Looks Like Suicide Again For Me
Anyway, today started out just like any other day. I woke up 2 hours late, rubbed one out to a Jewel video on VH1, and then got my electric bill in the mail. While I was going over the usual list of things that I could sell/steal and sell to pay it before all the expired mustard in my fridge was ruined, all of a sudden, it came to me. I realized that suicide would actually be a much easier and smarter way to deal with my temporary problem. Once that decision was out of the way, the only thing left to do was to come up with the coolest way to end it.
The first qualification for any successful suicide is its ability to permanently traumatize a large number of people. Well, since no one loves me, I had to improvise on this. It has to be in public.

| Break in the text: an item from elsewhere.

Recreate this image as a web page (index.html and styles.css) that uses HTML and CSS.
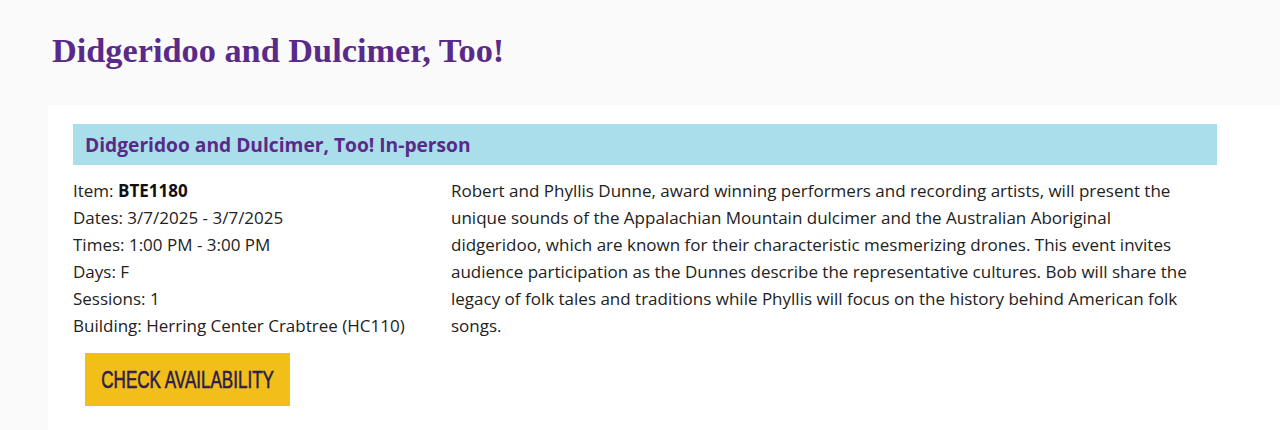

Any first-hand witness will inevitably be scarred for life, regardless of whether or not they know me personally. So where do thousands of people gather in Albuquerque where they won't be distracted by price-slashing yellow smiley faces? College football games, that's where.
What some of you might not know about New Mexico is that it sucks. That's why you don't live here. So instead of reading or building a civilization, people all over the state flock to UNM football games to celebrate a proud tradition of losing obscure bowl games. Don't let these fans' illiteracy or lack of connection to the university trick you into thinking that they aren't hardcore Lobo supporters. They never take their eyes off the action. That's exactly what makes this the perfect stage.
I realize that the college football season hasn't started yet, so this doesn't exactly take care of my electric bill right away. I might have to accept being homeless for a couple of months. I guess that's where my committment to this whole idea will really be tested. Assuming that I can live off of the kindness of strangers for two months, I really don't see any other obstacles to my plan. And if I know the intelligence, selflessness, and comedic ability of hobos like I think I do, I really don't see that being a problem.
Consistent with the philanthropic theme of this idea, I've also decided to pay for my own funeral by renting out the space on my body during the suicide to advertisers. I've reached a tentative deal with a poker website called PokerSuicide.net for my upper back, and the Ab Rocker has committed to my ripped mid-section. Pretty much anywhere else is still available if anyone is interested. No adult websites though, there might be children there.